One major advantage of having two kids, though, is in me rather than him.  I take his meltdowns so much less personally.  I noticed this the other day, when he'd had a cranky day.  Instead of telling John, "I had a horrible day," I said, "Marko had a horrible day."  I realized that I hadn't.  I'd gotten stuff done as usual ... Marko just spent a lot of the day crying.  He hadn't wanted much comfort from me, so I didn't waste my time, as I usually do, trying to argue him out of his bad mood or offer him a million distractions.  He certainly wasn't any grouchier than he is when I do all those things.  He may have been less grouchy for being left to his own devices a bit more.  And I didn't feel like a failure as a mother, because after all, I kept one kid happy!
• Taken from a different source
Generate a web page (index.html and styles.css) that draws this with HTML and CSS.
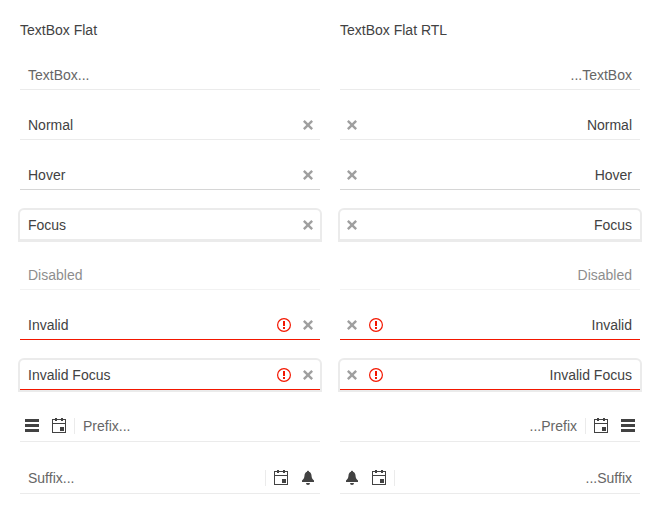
FILE: index.html
```
<!DOCTYPE html>
<html lang="en">
<head>
<meta charset="utf-8">
<title>TextBox Flat</title>
<link rel="stylesheet" href="styles.css">
</head>
<body>
<svg class="sprite" aria-hidden="true">
  <symbol id="x" viewBox="0 0 16 16"><path d="M13 4.700 9.700 8 13 11.300 11.300 13 8 9.700 4.700 13 3 11.300 6.300 8 3 4.700 4.700 3 8 6.300 11.300 3z"/></symbol>
  <symbol id="warn" viewBox="0 0 16 16"><circle cx="8" cy="8" r="6.400" fill="none" stroke="currentColor" stroke-width="1.200"/><path d="M7 4h2v5H7zM7 10h2v2H7z" shape-rendering="crispEdges"/></symbol>
  <symbol id="menu" viewBox="0 0 16 16"><path shape-rendering="crispEdges" d="M1 1h14v3H1zM1 6h14v3H1zM1 11h14v3H1z"/></symbol>
  <symbol id="cal" viewBox="0 0 16 16"><path shape-rendering="crispEdges" fill-rule="evenodd" d="M4 0h2v1h4V0h2v1h3v14H1V1h3zM2 2v3h12V2h-2v1h-2V2H6v1H4V2zM2 6v8h12V6zM9 9h4v4H9z"/></symbol>
  <symbol id="bell" viewBox="0 0 16 16"><path d="M8 .7C7.400.700 7 1.100 7 1.700 5.400 2.200 4.600 3.700 4.500 5.500 4.300 8 3.600 9.300 2 10.600V12h12v-1.400c-1.600-1.300-2.300-2.600-2.500-5.100-.1-1.800-.9-3.300-2.500-3.800 0-.6-.4-1-1-1zM6 13a2 2 0 0 0 4 0z"/></symbol>
</svg>
<main class="columns">
  <section class="column">
    <h1>TextBox Flat</h1>
    <div class="box"><span class="value placeholder">TextBox...</span></div>
    <div class="box"><span class="value">Normal</span><svg class="icon clear"><use href="#x"/></svg></div>
    <div class="box hover"><span class="value">Hover</span><svg class="icon clear"><use href="#x"/></svg></div>
    <div class="box focus"><span class="value">Focus</span><svg class="icon clear"><use href="#x"/></svg></div>
    <div class="box disabled"><span class="value">Disabled</span></div>
    <div class="box invalid"><span class="value">Invalid</span><svg class="icon error"><use href="#warn"/></svg><svg class="icon clear"><use href="#x"/></svg></div>
    <div class="box invalid focus"><span class="value">Invalid Focus</span><svg class="icon error"><use href="#warn"/></svg><svg class="icon clear"><use href="#x"/></svg></div>
    <div class="box adorned"><svg class="icon"><use href="#menu"/></svg><svg class="icon"><use href="#cal"/></svg><i class="separator"></i><span class="value placeholder">Prefix...</span></div>
    <div class="box adorned"><span class="value placeholder">Suffix...</span><i class="separator"></i><svg class="icon"><use href="#cal"/></svg><svg class="icon"><use href="#bell"/></svg></div>
  </section>
  <section class="column">
    <h1>TextBox Flat RTL</h1>
    <div class="box" dir="rtl"><span class="value placeholder">TextBox...</span></div>
    <div class="box" dir="rtl"><span class="value">Normal</span><svg class="icon clear"><use href="#x"/></svg></div>
    <div class="box hover" dir="rtl"><span class="value">Hover</span><svg class="icon clear"><use href="#x"/></svg></div>
    <div class="box focus" dir="rtl"><span class="value">Focus</span><svg class="icon clear"><use href="#x"/></svg></div>
    <div class="box disabled" dir="rtl"><span class="value">Disabled</span></div>
    <div class="box invalid" dir="rtl"><span class="value">Invalid</span><svg class="icon error"><use href="#warn"/></svg><svg class="icon clear"><use href="#x"/></svg></div>
    <div class="box invalid focus" dir="rtl"><span class="value">Invalid Focus</span><svg class="icon error"><use href="#warn"/></svg><svg class="icon clear"><use href="#x"/></svg></div>
    <div class="box adorned" dir="rtl"><svg class="icon"><use href="#menu"/></svg><svg class="icon"><use href="#cal"/></svg><i class="separator"></i><span class="value placeholder">Prefix...</span></div>
    <div class="box adorned" dir="rtl"><span class="value placeholder">Suffix...</span><i class="separator"></i><svg class="icon"><use href="#cal"/></svg><svg class="icon"><use href="#bell"/></svg></div>
  </section>
</main>
</body>
</html>
```
FILE: styles.css
```
* {
  box-sizing: border-box;
}

body {
  margin: 0;
  background: #fff;
  color: #424242;
  font: 14px/20px "Liberation Sans", Arial, sans-serif;
}

.sprite {
  display: none;
}

.columns {
  display: grid;
  grid-template-columns: 300px 300px;
  gap: 20px;
  padding: 20px;
}

.column {
  display: flex;
  flex-direction: column;
  gap: 20px;
}

h1 {
  margin: 0;
  font: inherit;
}

.box {
  display: flex;
  align-items: flex-start;
  height: 30px;
  border-bottom: 1px solid #ebebeb;
}

.value {
  flex: 1;
  padding: 5px 8px;
}

.placeholder {
  color: #666;
}

.icon {
  flex: none;
  width: 24px;
  height: 24px;
  padding: 4px;
  margin-top: 3px;
  fill: currentColor;
}

.clear {
  opacity: 0.5;
}

.error {
  color: #f31700;
}

.separator {
  width: 1px;
  height: 16px;
  margin-top: 8px;
  background: #ebebeb;
}

.hover {
  border-color: #d6d6d6;
}

.focus {
  border-radius: 4px 4px 0 0;
  box-shadow: 0 0 0 2px #ebebeb;
}

.disabled {
  opacity: 0.6;
}

.invalid {
  border-color: #f31700;
}

.adorned {
  height: 32px;
  gap: 3px;
}

.adorned .icon {
  margin-top: 4px;
}

.adorned .value {
  padding-top: 6px;
}

.separator + .value {
  margin-inline-start: -3px;
}
```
For the present, I've given up on potty-training.  Yes, after a full year of being out of diapers at least part-time.  I was willing to keep at it as long as I had patience for it -- and guess what, I no longer do.  He was peeing on everything, just for kicks or attention or something.  So I put him back in diapers.  That's its own nuisance, because I don't always have a free hand to change him, and changing someone with one hand who doesn't want to be changed is not exactly easy.  But there have been surprising benefits.  One, I don't have to hover over him worrying what he might pee on.  And two, he doesn't like going in a diaper.  Sometimes -- perhaps most of the time -- he does anyway.  But sometimes he asks for a change before going, and then will sit on the potty for a bit.  One day, he had only one wet diaper all day!  Another day he came up to me and said urgently, "Take off your [my] diaper, Mama!  You don't want to poop in your pants!"  And he went in the potty -- where we had had great trouble getting him to poop before.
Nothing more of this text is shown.